Despite its minor problems, though, the CCA appears to be the most cohesive, professionally run and effective of the city's political teams. Perhaps the best measure of the respect it engenders around the league is the nasty reaction it provokes from other politicos, who tend to snarl about machines and elitists when the CCA is mentioned.

Currently, CCA candidates hold four of the nine city council seats and three of the seven school committee slots. They stand for liberal policy--rent control, limited condominium conversion and professional city management." And chances are, they will stand as strong after tomorrow's election as they do today.

Addressing only tenant issues, the equally liberal Rent Control Task Force endorsed a slate of candidates but raised only $100 through October 20 for its campaign.

The CHT and CPOA are the other side of the CCA coin--they draw their support from parts of the city not dissected by Brattle St., and from people who collect rent, not pay it. Virulently anti-rent control, with almost a messianic attachment to condominiums, the CHT leaders a few weeks ago endorsed a slate of candidates all their own.
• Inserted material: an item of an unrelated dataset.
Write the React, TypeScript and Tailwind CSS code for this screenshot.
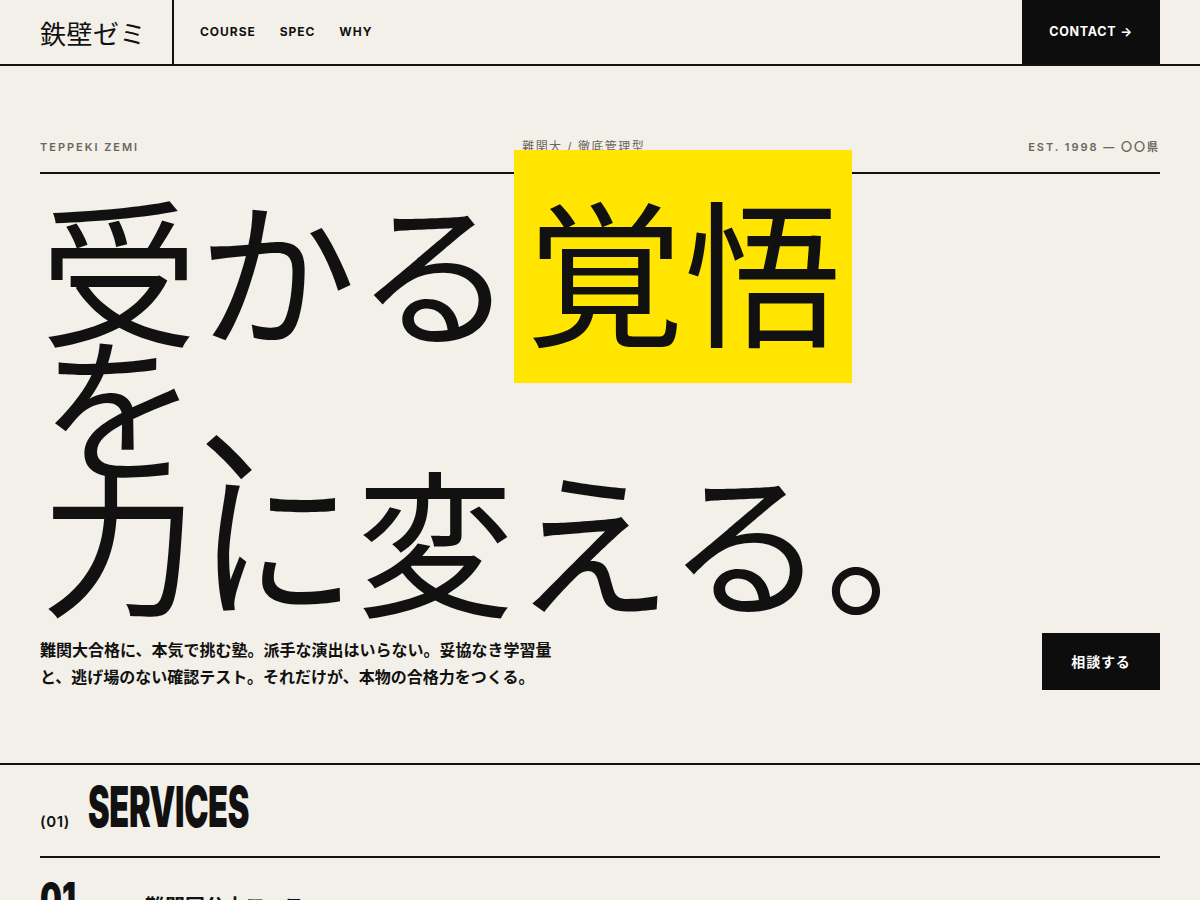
import React from "react";

const NAV = ["COURSE", "SPEC", "WHY"];

export default function App() {
  return (
    <div className="min-h-screen bg-[#f3f0e9] text-[#111] font-['Inter','Noto_Sans_CJK_JP',sans-serif]">
      {/* Header */}
      <header className="flex h-[66px] border-b-2 border-[#111]">
        <div className="w-[174px] pl-10 flex items-center border-r-2 border-[#111]">
          <span className="text-[26px] font-['Noto_Sans_CJK_JP',sans-serif] tracking-[0.02em]">鉄壁ゼミ</span>
        </div>
        <nav className="flex items-center gap-6 pl-[26px]">
          {NAV.map(n => (
            <a key={n} className="text-[12px] font-bold tracking-[0.08em]">{n}</a>
          ))}
        </nav>
        <a className="ml-auto mr-10 w-[138px] bg-[#0d0d0d] text-white flex items-center justify-center text-[12.5px] font-bold tracking-[0.06em]">
          CONTACT →
        </a>
      </header>

      {/* Hero */}
      <section className="px-10 pt-[73px] pb-[73px] border-b-2 border-[#111]">
        <div className="flex justify-between items-center pb-[17px] border-b-2 border-[#111] text-[11px] leading-4 font-semibold tracking-[0.18em] text-[#6b665f]">
          <span>TEPPEKI ZEMI</span>
          <span className="text-[12px] font-normal tracking-[0.12em]">難関大 / 徹底管理型</span>
          <span>EST. 1998 — 〇〇県</span>
        </div>

        <h1 className="mt-[25px] font-['Noto_Sans_CJK_JP',sans-serif] font-normal text-[158px] leading-[135px]">
          受かる<span className="bg-[#ffe500] pl-[12px] pr-[10px] py-[2px]">覚悟</span>
          <br />
          を、
          <br />
          力に変える。
        </h1>

        <div className="mt-[29px] flex justify-between items-end">
          <p className="w-[520px] text-[16px] leading-[27px] font-bold font-['Noto_Sans_CJK_JP',sans-serif]">
            難関大合格に、本気で挑む塾。派手な演出はいらない。妥協なき学習量と、逃げ場のない確認テスト。それだけが、本物の合格力をつくる。
          </p>
          <button className="bg-[#0d0d0d] text-white h-[57px] w-[118px] text-[14px] font-bold tracking-[0.06em] font-['Noto_Sans_CJK_JP',sans-serif]">
            相談する
          </button>
        </div>
      </section>

      {/* Services */}
      <section className="px-10">
        <div className="flex items-baseline gap-[18px] pt-[14px] pb-[21px] border-b-2 border-[#111]">
          <span className="text-[15px] font-semibold tracking-[0.04em]">(01)</span>
          <span className="inline-block origin-left scale-x-[0.58] text-[56px] leading-[56px] font-black tracking-[-0.01em]">
            SERVICES
          </span>
        </div>
        <div className="flex items-baseline pt-[18px]">
          <span className="w-[105px] inline-block origin-left scale-x-[0.7] text-[44px] leading-[44px] font-black">01</span>
          <span className="w-[375px] text-[20px] font-bold font-['Noto_Sans_CJK_JP',sans-serif]">難関国公立コース</span>
          <span className="flex-1 text-[14px] text-[#333] font-['Noto_Sans_CJK_JP',sans-serif]">
            東大・京大・旧帝大をめざす。二次記述まで徹底演習で仕上げる。
          </span>
          <span className="text-[13px] font-['Noto_Sans_CJK_JP',sans-serif]">高1〜高3対象</span>
        </div>
      </section>
    </div>
  );
}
But although the group will mail out leaflets and help work at the polls, their presence isn't felt in the same way as the CCA's, mainly because their candidates are of a different breed. Instead of the team players on the CCA, they tend toward individual stardom--Walter Sullivan for example has a network of buddies and relatives built up since he broke into the major leagues more than two decades ago--he doesn't need the CHT card file to help his effort. It's a little hard to gauge the strength of the CHT campaign effort--the group as of Friday hadn't filed the campaign finance report due a week earlier. Group president Richard Fraiman says the final tally will be somewhere in the several thousands of dollars. And although Cambridge political folk wisdom conventionally holds that there are more tenants than landlords, hence more CCA than CHT votes, the conservatives have a whole new constituency to appeal to this year--the more than 2,000 condominium owners who moved to Cambridge since the last election.

Another group that appeals to the condo owners, albeit more mysteriously, is the CCC. In what became one of the biggest controversies of the election, the CCC endorsed a slate of 13 candidates, but did not vote on a platform. Instead of issues, its leaders say, they are interested in "moderation." Chiding the city council for unproductive infighting, the CCC nonetheless endorsed most of the incumbents, including Wylie and Duehay, two very surprised members of the liberal CCA slate. They were surprised at the endorsements because the CCC seemed (though its leaders deny the charge) to have more links with conservative than liberal leaders. If the CCC slate won, rent control would likely die, and the majority of the group's officers are definitely condominium owners. Duehay and Wylie were perhaps equally surprised at the nasty reaction of many of their own supporters. The Rent Control Task Force reportedly scheduled a meeting to consider unendorsing the pair, who quickly demanded instead that the CCC remove its blessing. It did, and now representing an overwhelmingly conservative bias, the CCC marches on, dead set on finding middle ground in this battle of confusing initialed organizations.

Now you may still be wondering why slates are important in the city, why many candidates feel it is helpful to ally with others of similar (or in the case of the CCC, somewhat similar) views. The reason is proportional representation, Cambridge's fruitcake balloting system. Because ballots can count for a voter's second or third choice candidate if his first preference wins big or is eliminated from the running, it pays to give voters a list of identifiable candidates. It has also served as a useful way for Cantabrigians to clearly define the issues facing the city--CCA candidates, for example, are in favor of rent controls, and voters have little to fear in the way of defections.

So when the seventh game is played Tuesday, there's one ground rule to remember--as baseball mentors have said for a century, "This is a team effort."